A lover and collector of art as well as an artist in her own right, O’Hare did not worry about upsetting members of Albuquerque’s art community when she challenged the location of the “One Albuquerque” sculpture.
“She was not afraid to make enemies, ruffle feathers, upset the status quo,” Sanchez said.
Strong visionO’Hare was supporting rights for the disabled long before she herself had to use a wheelchair.
David Risinger, an architect in Vero Beach, met O’Hare when she was an “inspirationally talented” graphic designer in that city.
“One of the keys to Terri is that she understood that the American Disabilities Act is a Civil Rights Act, not a building code,” he said. Risinger said she challenged plans for a park in Indian River County, Florida, that was being financed with federal funds but was not ADA compliant.
“She was hardheaded, independent and simply irresistible,” he said.
O’Hare worked for Kimley-Horn, a planning and design-consulting firm with locations across the country. She contracted with freelance photographers to do work for the company.
Two of these were former National Geographic photographers Cameron Davidson, who lives in Alexandria, Virginia, and Steve Uzzell of Lyons, Colorado.
“I was her friend,” Davidson said. “Just about anyone who worked with Terri became her friend. She was very outgoing and personable and had a really strong graphic-design sense, an ability to create a lot of information in an image. She was quality oriented and loyal.”
He said he corresponded occasionally with O'Hare over the years, but lost touch with her last spring, which would have been about the time she underwent surgery for throat cancer.
Uzzell last saw O’Hare when he was in Albuquerque on a speaking engagement.
“She was not in a wheelchair then,” he said. “I never saw her in a wheelchair, although that last time her ambulatory capacity had diminished. I deeply regret I did not get to say goodbye.
“She was one of the strongest visionaries I have had the pleasure to work with. That vision underlay all her success and was the strength of her advocacy, the projects she worked on with various communities in Albuquerque.”

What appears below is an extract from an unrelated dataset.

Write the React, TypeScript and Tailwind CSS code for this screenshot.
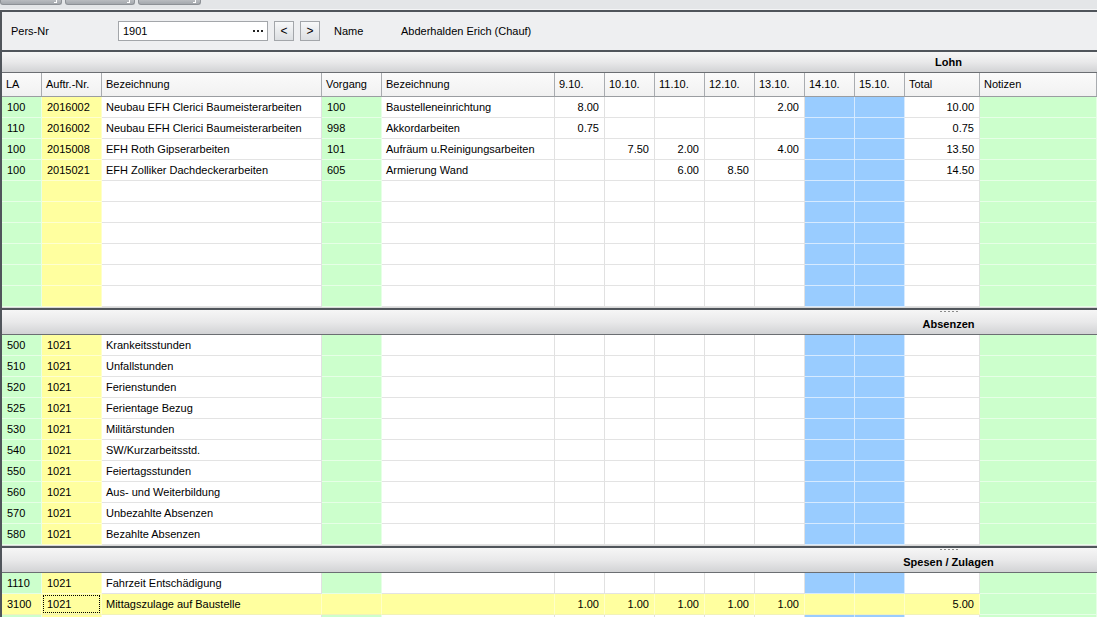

Fire and spunkO’Hare’s nephew, Sandy Campbell, is a music producer who lives in Wilmington, North Carolina. His father is O’Hare’s brother.

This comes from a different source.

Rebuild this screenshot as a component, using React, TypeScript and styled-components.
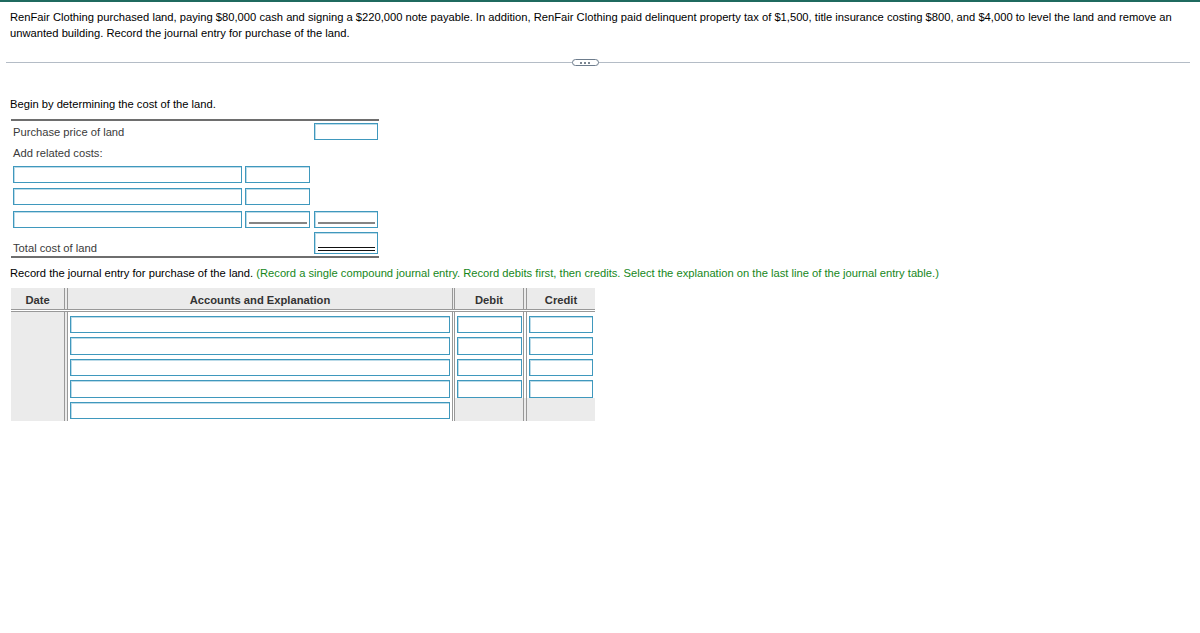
import React from "react";
import styled, { createGlobalStyle } from "styled-components";

const GlobalStyle = createGlobalStyle`
  html, body { margin: 0; padding: 0; background: #fff; }
  body {
    font-family: "Liberation Sans", Arial, Helvetica, sans-serif;
    font-size: 11.2px;
    line-height: 16px;
    color: #000;
  }
`;

const Page = styled.div`
  width: 1200px;
  min-height: 633px;
  display: flex;
  flex-direction: column;
`;

const TopBar = styled.div`
  height: 2px;
  background: #1f6a5f;
`;

const Question = styled.p`
  margin: 7px 0 0;
  padding: 0 20px 0 10px;
  line-height: 16px;
`;

const Divider = styled.div`
  margin: 16px 10px 0 6px;
  height: 11px;
  display: flex;
  align-items: center;
  justify-content: center;
  position: relative;
  &::before {
    content: "";
    position: absolute;
    left: 0;
    right: 0;
    top: 5px;
    height: 1px;
    background: #b4bcc6;
  }
`;

const Pill = styled.div`
  position: relative;
  margin-left: -26px;
  width: 25px;
  height: 5px;
  border: 1px solid #6d7c8c;
  border-radius: 4px;
  background: #fff;
  display: flex;
  align-items: center;
  justify-content: center;
  gap: 2px;
`;

const Dot = styled.span`
  width: 2px;
  height: 2px;
  border-radius: 50%;
  background: #4f5e6e;
`;

const Lead = styled.div`
  margin: 28px 0 0 10px;
`;

const CostTable = styled.div`
  margin: 7px 0 0 11px;
  width: 368px;
  box-sizing: border-box;
  padding: 0 1px 0 2px;
  border-top: 2px solid #6e6e6e;
  border-bottom: 2px solid #6e6e6e;
  display: flex;
  flex-direction: column;
`;

const CostRow = styled.div<{ $top: number; $h?: number }>`
  display: grid;
  grid-template-columns: 229px 68px 68px;
  margin-top: ${(p) => p.$top}px;
  height: ${(p) => p.$h ?? 17}px;
  & > *:nth-child(2) { margin-left: 3px; }
  & > *:nth-child(3) { margin-left: 4px; }
`;

const CostLabel = styled.div<{ $end?: boolean }>`
  color: #3a3a3a;
  align-self: ${(p) => (p.$end ? "end" : "center")};
  white-space: nowrap;
`;

const LabelRow = styled.div`
  height: 26px;
  display: flex;
  align-items: center;
  color: #3a3a3a;
`;

const Box = styled.div<{ $rule?: "single" | "double"; $h?: number }>`
  position: relative;
  box-sizing: border-box;
  height: ${(p) => p.$h ?? 17}px;
  border: 1px solid #3f98bd;
  box-shadow: inset 1px 1px 0 #bcdbe8;
  background: #fff;
  &::after {
    content: ${(p) => (p.$rule ? '""' : "none")};
    position: absolute;
    left: 3px;
    right: 2px;
    bottom: ${(p) => (p.$rule === "double" ? 2 : 3)}px;
    height: ${(p) => (p.$rule === "double" ? 1 : 2)}px;
    background: ${(p) => (p.$rule === "double" ? "#111" : "#858585")};
    ${(p) => (p.$rule === "double" ? "box-shadow: 0 -3px 0 #111;" : "")}
  }
`;

const Spacer = styled.div``;

const Instruction = styled.div`
  margin: 7px 0 0 10px;
`;

const Hint = styled.span`
  color: #16871a;
`;

const Journal = styled.div`
  margin: 7px 0 0 11px;
  width: 584px;
  display: flex;
  flex-direction: column;
`;

const JRow = styled.div<{ $header?: boolean; $h?: number }>`
  display: grid;
  grid-template-columns: 57px 387px 72px 68px;
  height: ${(p) => p.$h ?? 21.5}px;
  ${(p) => (p.$header ? "border-bottom: 3px double #989898;" : "")}
`;

const Cell = styled.div<{ $sep?: number; $white?: boolean; $header?: boolean; $pl?: number; $pr?: number }>`
  box-sizing: border-box;
  background: ${(p) => (p.$white ? "#fff" : "#ebebeb")};
  ${(p) => (p.$sep ? `border-right: ${p.$sep}px double #989898;` : "")}
  padding: ${(p) => (p.$header ? "3px 0 0" : `4px ${p.$pr ?? 2}px 0 ${p.$pl ?? 2}px`)};
  ${(p) =>
    p.$header
      ? `display:flex;align-items:center;justify-content:center;font-weight:bold;color:#333;`
      : ""}
`;

const Input = styled.div`
  box-sizing: border-box;
  height: 17.5px;
  border: 1px solid #3f98bd;
  box-shadow: inset 1px 1px 0 #bcdbe8;
  background: #fff;
`;

export default function App() {
  const rows = [0, 1, 2, 3, 4];
  return (
    <Page>
      <GlobalStyle />
      <TopBar />
      <Question>
        RenFair Clothing purchased land, paying $80,000 cash and signing a $220,000 note payable. In addition, RenFair
        Clothing paid delinquent property tax of $1,500, title insurance costing $800, and $4,000 to level the land and
        remove an unwanted building. Record the journal entry for purchase of the land.
      </Question>
      <Divider>
        <Pill>
          <Dot />
          <Dot />
          <Dot />
        </Pill>
      </Divider>
      <Lead>Begin by determining the cost of the land.</Lead>
      <CostTable>
        <CostRow $top={2}>
          <CostLabel>Purchase price of land</CostLabel>
          <Spacer />
          <Box />
        </CostRow>
        <LabelRow>Add related costs:</LabelRow>
        <CostRow $top={0}>
          <Box />
          <Box />
          <Spacer />
        </CostRow>
        <CostRow $top={5}>
          <Box />
          <Box />
          <Spacer />
        </CostRow>
        <CostRow $top={6}>
          <Box />
          <Box $rule="single" />
          <Box $rule="single" />
        </CostRow>
        <CostRow $top={4} $h={24}>
          <CostLabel $end>Total cost of land</CostLabel>
          <Spacer />
          <Box $rule="double" $h={22} />
        </CostRow>
      </CostTable>
      <Instruction>
        Record the journal entry for purchase of the land.{" "}
        <Hint>
          (Record a single compound journal entry. Record debits first, then credits. Select the explanation on the last
          line of the journal entry table.)
        </Hint>
      </Instruction>
      <Journal>
        <JRow $header $h={20.5}>
          <Cell $header $sep={4}>Date</Cell>
          <Cell $header $sep={3}>Accounts and Explanation</Cell>
          <Cell $header $sep={4}>Debit</Cell>
          <Cell $header>Credit</Cell>
        </JRow>
        {rows.map((r) => {
          const last = r === rows.length - 1;
          return (
            <JRow key={r} $h={last ? 23.5 : 21.5}>
              <Cell $sep={4} />
              <Cell $sep={3} $white>
                <Input />
              </Cell>
              <Cell $sep={4} $white={!last} $pl={2} $pr={1}>
                {!last && <Input />}
              </Cell>
              <Cell $white={!last} $pl={2} $pr={2}>
                {!last && <Input />}
              </Cell>
            </JRow>
          );
        })}
      </Journal>
    </Page>
  );
}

Campbell said his father also has CMT and has had surgery on his ankles and feet.
He said he never saw his aunt’s combative side, but he is not surprised by it.
“I knew she had some fire, some spunk,” he said.
Campbell and O’Hare were bonded by the creative nature they shared.
“Growing up, I was very much into art,” he said. “I got that from Terri. She had an aura about here. From the blanket on her wheelchair to the artwork around her apartment, her life was filled with color.”
He said he believes his aunt found a vibe in New Mexico that appealed to her, an almost spiritual feeling.
“I think New Mexico, the nature around her, was a more peaceful place for her. I think she felt connected to the earth. And (in her advocacy work) she found a purpose.”
O’Hare did not fare well after her surgery. She developed pneumonia, and Campbell was alerted to get to New Mexico as soon as he could.
“She was waiting for me to show up,” he said. “Terri had a tracheotomy, her voice was almost completely gone without using the device that helps people in that situation communicate verbally.
“You could make out what she was saying if you listened carefully. For the couple of hours I had with her, she was so full of spirit, laughing. She was joking about having margaritas and tequila shots.”
O’Hare died at 2 a.m. August 14.
“She was drawn to a particular area in Galisteo,” Campbell said. “In October, I will go to New Mexico and put her ashes there.”